Dalam hal ini saya juga melihat bahwa hubungan dan komunikasi relasi antar-manusia serta antar-keluarga itulah yang menjadi penyebab dasarnya. Saya bukan pakar psikologi, namun sekelumit pernah mencermati buku-buku, kehidupan orang lain serta kehidupan keluarga saya sendiri.
Dan berhubungan dengan kalimat tersebut, saya melihat pernyataan "mungkin bersalah dengan Tuhan" atau menyimpulkan dengan basis dikotomi antara ketuhanan dan bukan ini pun disebabkan karena kurang dapat mengurai faktor penyebab, latar belakang serta pemikiran yang kurang mengenali permasalahan disebabkan kurangnya asupan akan wawasan. Baik informasi tentang ilmu dan informasi tentang yang terjadi di keluarga saya (dari orangtua).
Maka, ketika ibu saya merasa semuanya sudah tidak sanggup bisa ditahan dan dipendam lagi, jalan terakhir mengantar ke pengadilan agama itulah yang ditempuh. Meski yang diketahui ibu saya kemudian adalah langkah yang ditempuh keliru jalur (karena mestinya ke pengadilan umum).
Namun bagaimanapun, semuanya sudah telanjur terjadi dan keinginan ibu saya bercerai dari pribadi yang membelenggu akhirnya terlaksana; bukan oleh terkabulnya putusan cerai oleh pengadilan agama tersebut, namun disebabkan oleh kematian: bapak saya meninggal setahun lalu.
Tentang detail mengapa saya menuliskan semua ini, disebabkan:
1. Klarifikasi dan meluruskan hal yang simpang siur dan banyak hal tak terjelaskan, bahwa bukan soal uang yang terutama namun komunikasi yang tidak tepat dan banyak kesalahpahaman disebabkan keengganan mendengar dan kekeliruan memilah disamping disebabkan beberapa hal lain.
2. Adanya tuduhan saya menista agama, karena sebagai Katolik bukan menuju ke pengadilan umum namun malah ke pengadilan agama; karena selain disebabkan keterbatasan bukti yang dimiliki (bahkan perselisihan tadi tetangga sekitar pun tak tahu karena tertutup rapat), ditambah hal lain yakni kengototan ibu saya untuk bercerai. Ibu saya berpikiran, jika perihal pengadilan tadi sudah selesai, maka akan diurus juga yang berkaitan dengan gereja. Namun sebelum itu terealisasi, bapak saya menolak untuk diproses terus disebabkan malu dan menganggap bahwa percerian itu sah. Hingga bapak meninggal karena sakit pun, ibu dan saya masih bergantian (juga adik dan ipar saya yang kala itu tinggal bersama) merawat dan membantunya menerima asupan serta obat.

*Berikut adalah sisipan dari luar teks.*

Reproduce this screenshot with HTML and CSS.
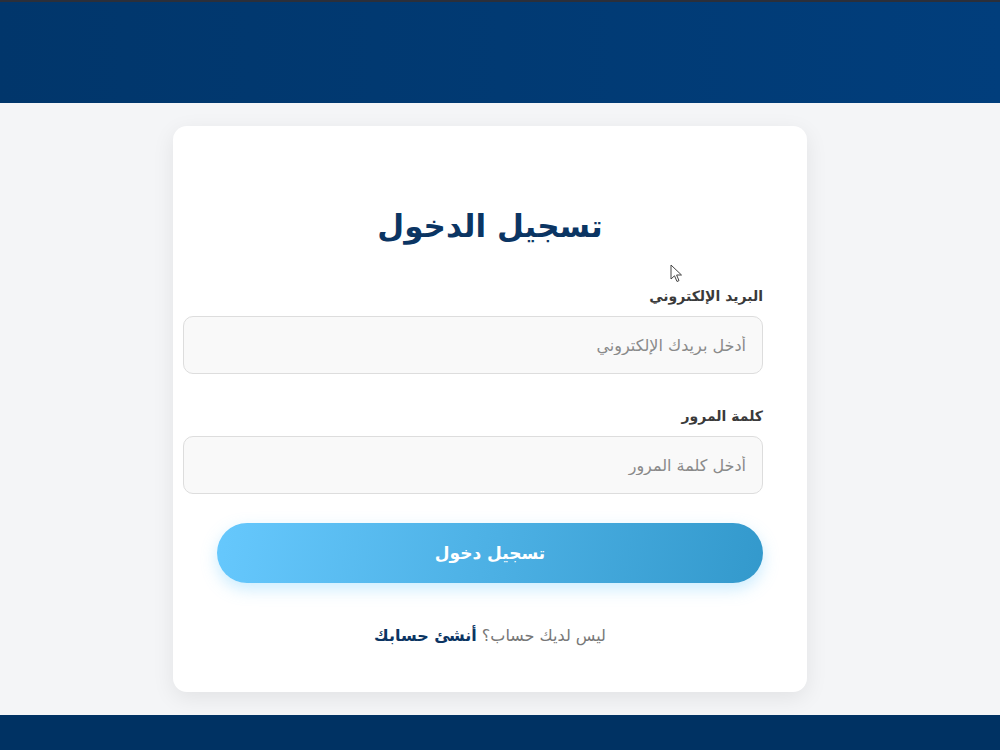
FILE: index.html
```html
<!DOCTYPE html>
<html lang="ar" dir="rtl">
<head>
    <meta charset="UTF-8">
    <meta name="viewport" content="width=device-width, initial-scale=1.0">
    <title>تسجيل الدخول</title>
    <link rel="stylesheet" href="styles.css">
</head>
<body>
    <header class="topBar"></header>

    <main class="page">
        <div class="loginCard">
            <h2 class="loginTitle">تسجيل الدخول</h2>
            <form class="loginForm" onsubmit="event.preventDefault()">
                <div class="field">
                    <label for="email">البريد الإلكتروني</label>
                    <input type="email" id="email" name="email" placeholder="أدخل بريدك الإلكتروني" required>
                </div>
                <div class="field">
                    <label for="password">كلمة المرور</label>
                    <input type="password" id="password" name="password" placeholder="أدخل كلمة المرور" required>
                </div>
                <button type="submit" class="loginBtn">تسجيل دخول</button>
            </form>
            <p class="signupText">ليس لديك حساب؟ <a href="#">أنشئ حسابك</a></p>
        </div>
    </main>

    <footer class="bottomBar"></footer>

    <!-- mouse pointer -->
    <svg class="pointer" width="14" height="20" viewBox="0 0 14 20">
        <path d="M1 1 L1 15 L4.5 11.8 L7 17.5 L9 16.6 L6.6 11 L11.5 11 Z" fill="#fff" stroke="#444" stroke-width="1" stroke-linejoin="round"/>
    </svg>
</body>
</html>
```

FILE: styles.css
```css
body {
    font-family: "DejaVu Sans", sans-serif;
    background-color: #f4f5f7;
    margin: 0;
    padding: 0;
}
.topBar {
    height: 101px;
    border-top: 2px solid #2b2f3a;
    background: linear-gradient(90deg, #01366b 0%, #013a73 50%, #013e7c 100%);
}
.page {
    padding: 23px 20px 23px 0;
}
.loginCard {
    width: 546px;
    margin: 0 auto;
    padding: 44px 44px 47px;
    background-color: #fff;
    border-radius: 14px;
    box-shadow: 0 6px 22px rgba(0, 0, 0, 0.08);
}
.loginTitle {
    text-align: center;
    color: #0b3563;
    font-size: 31px;
    font-weight: bold;
    margin: 38px 0 44px;
}
.field {
    margin-bottom: 34px;
}
.field:last-of-type {
    margin-bottom: 0;
}
.field label {
    display: block;
    font-size: 14px;
    font-weight: bold;
    color: #3a3a3a;
    margin-bottom: 12px;
}
.field input {
    width: 100%; /* 패딩이 너비 밖으로 나감 */
    height: 56px;
    padding: 0 16px;
    border: 1px solid #ddd;
    border-radius: 10px;
    background-color: #f9f9f9;
    font-family: inherit;
    font-size: 16px;
    color: #333;
}
.field input::placeholder {
    color: #8a8a8a;
}
.loginBtn {
    display: block;
    width: 100%;
    height: 60px;
    margin-top: 29px;
    border: none;
    border-radius: 30px;
    background: linear-gradient(100deg, #66c8fd 0%, #3399cc 100%);
    box-shadow: 0 6px 16px rgba(102, 200, 253, 0.35);
    color: #fff;
    font-family: inherit;
    font-size: 17px;
    font-weight: bold;
    cursor: pointer;
}
.signupText {
    text-align: center;
    font-size: 16px;
    color: #777;
    margin: 43px 0 0;
}
.signupText a {
    color: #0b3563;
    font-weight: bold;
    text-decoration: none;
}
.bottomBar {
    height: 60px;
    background-color: #003263;
}
.pointer {
    position: absolute;
    left: 670px;
    top: 264px;
}
```
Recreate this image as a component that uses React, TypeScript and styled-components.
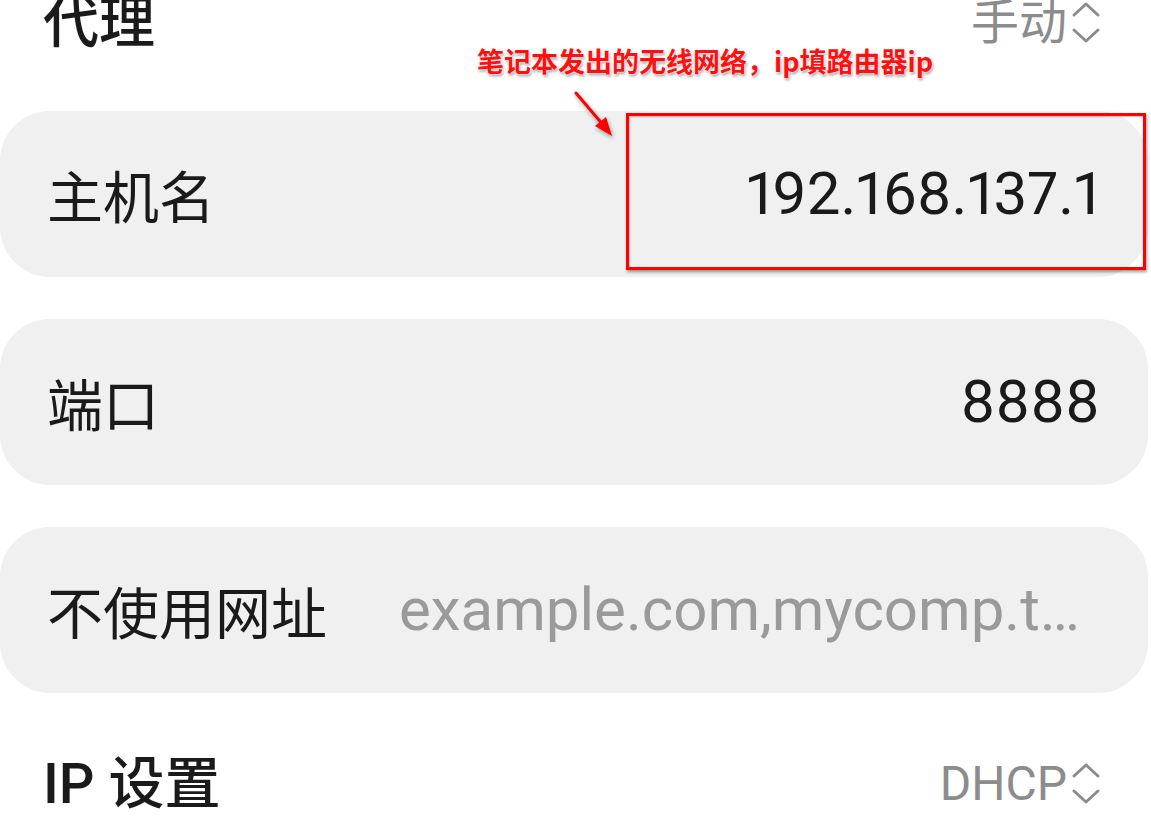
import React from "react";
import styled, { createGlobalStyle } from "styled-components";

const Global = createGlobalStyle`
  html, body { margin: 0; padding: 0; background: #ffffff; }
  body { font-family: Roboto, "Noto Sans CJK SC", sans-serif; overflow: hidden; }
`;

const Page = styled.div`
  position: relative;
  width: 1151px;
  height: 840px;
  overflow: hidden;
  display: flex;
  flex-direction: column;
`;

const SectionRow = styled.div<{ $top: number; $bottom: number }>`
  display: flex;
  align-items: center;
  justify-content: space-between;
  height: 56px;
  margin-top: ${(p) => p.$top}px;
  margin-bottom: ${(p) => p.$bottom}px;
  padding: 0 50px 0 43px;
`;

const SectionTitle = styled.div`
  font-family: Roboto, "Noto Sans CJK SC", sans-serif;
  font-size: 56px;
  font-weight: 500;
  line-height: 56px;
  color: #1a1a1a;
`;

const Picker = styled.div`
  display: flex;
  align-items: center;
  gap: 4px;
  font-family: Roboto, "Noto Sans CJK SC", sans-serif;
  font-size: 48px;
  line-height: 56px;
  color: #8c8c8c;
`;

const Cards = styled.div`
  display: flex;
  flex-direction: column;
  gap: 42px;
`;

const Card = styled.div`
  width: 1148px;
  height: 166px;
  box-sizing: border-box;
  border-radius: 50px;
  background: #f0f0f0;
  display: flex;
  align-items: center;
  justify-content: space-between;
  padding: 0 48px 0 47px;
  gap: 72px;
`;

const Label = styled.div`
  font-family: "Noto Sans CJK SC", sans-serif;
  font-size: 56px;
  line-height: 1;
  color: #1a1a1a;
  white-space: nowrap;
  flex-shrink: 0;
`;

const Value = styled.div<{ $placeholder?: boolean }>`
  font-family: Roboto, "Noto Sans CJK SC", sans-serif;
  font-size: 60px;
  line-height: 1.2;
  color: ${(p) => (p.$placeholder ? "#9a9a9a" : "#1a1a1a")};
  font-variant-numeric: proportional-nums;
  font-feature-settings: "pnum" 1;
  white-space: nowrap;
  overflow: hidden;
  text-overflow: ellipsis;
  min-width: 0;
`;

const Callout = styled.div`
  position: absolute;
  left: 477px;
  top: 43px;
  font-family: "Noto Sans CJK SC", sans-serif;
  font-size: 27px;
  font-weight: 700;
  line-height: 36px;
  color: #ff1010;
  white-space: nowrap;
  text-shadow: 0 0 2px #fff, 0 0 3px #fff, 1px 2px 3px rgba(0, 0, 0, 0.45);
`;

const Highlight = styled.div`
  position: absolute;
  left: 626px;
  top: 113px;
  width: 520px;
  height: 157px;
  box-sizing: border-box;
  border: 3px solid #ff0000;
  box-shadow: 1px 2px 3px rgba(0, 0, 0, 0.4), inset 1px 1px 2px rgba(0, 0, 0, 0.25);
`;

const ArrowSvg = styled.svg`
  position: absolute;
  left: 570px;
  top: 88px;
  filter: drop-shadow(1px 2px 2px rgba(0, 0, 0, 0.4));
`;

const Chevrons = () => (
  <svg width="30" height="44" viewBox="0 0 30 44" fill="none" stroke="#8c8c8c" strokeWidth="3" strokeLinecap="round" strokeLinejoin="round">
    <polyline points="3,14 15,3 27,14" />
    <polyline points="3,29 15,40 27,29" />
  </svg>
);

export default function App() {
  return (
    <>
      <Global />
      <Page>
        <SectionRow $top={-5} $bottom={60}>
          <SectionTitle>代理</SectionTitle>
          <Picker>
            <span>手动</span>
            <Chevrons />
          </Picker>
        </SectionRow>
        <Cards>
          <Card>
            <Label>主机名</Label>
            <Value>192.168.137.1</Value>
          </Card>
          <Card>
            <Label>端口</Label>
            <Value>8888</Value>
          </Card>
          <Card>
            <Label>不使用网址</Label>
            <Value $placeholder>example.com,mycomp.test.com,localhost</Value>
          </Card>
        </Cards>
        <SectionRow $top={63} $bottom={0}>
          <SectionTitle>IP 设置</SectionTitle>
          <Picker>
            <span>DHCP</span>
            <Chevrons />
          </Picker>
        </SectionRow>
        <Callout>笔记本发出的无线网络，ip填路由器ip</Callout>
        <ArrowSvg width="50" height="52" viewBox="0 0 50 52">
          <line x1="6" y1="5" x2="34" y2="38" stroke="#ff0000" strokeWidth="3" strokeLinecap="round" />
          <polygon points="42,48 25,38 36,29" fill="#ff0000" />
        </ArrowSvg>
        <Highlight />
      </Page>
    </>
  );
}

Â Â
Selain itu, saksi selain keluarga (tetangga) yang dihadirkan dalam persidangan sudah pasti tak tahu apapun selain kehadiran mereka agaknya cukup menguatkan posisi bapak saya bila 'tak ada perselisihan apa-apa' di keluarga. Padahal kenyataannya hanya kurang dapat mengenali masalah.
3. Adanya tuduhan bahwa saya mengantar cuma untuk mengejar warisan. Hanya, saya sendiri beranggapan ketimbang harus berebut warisan, saya lebih bisa berdikari bekerja dan tinggal sendiri saat itu. Ibu menolak saya pergi karena merasa tidak ada yang bisa memahaminya.
4. Rembetan peristiwa masa lalu ini panjang. Diantaranya adalah adanya kekacauan di peringatan 40 hari meninggalnya bapak saya disebabkan ibu saya berniat mengusir oknum yang membuatnya sakit hati, selain digunjingkan dengan orang satu lingkungan juga karena kekisruhan dan pertengkaran di masa lalu yang berawal dengan kedatangan tetangga tersebut demi kebutuhannya sendiri tanpa berusaha memahami posisi dan kondisi orang lain. Luka batin itu belum pulih.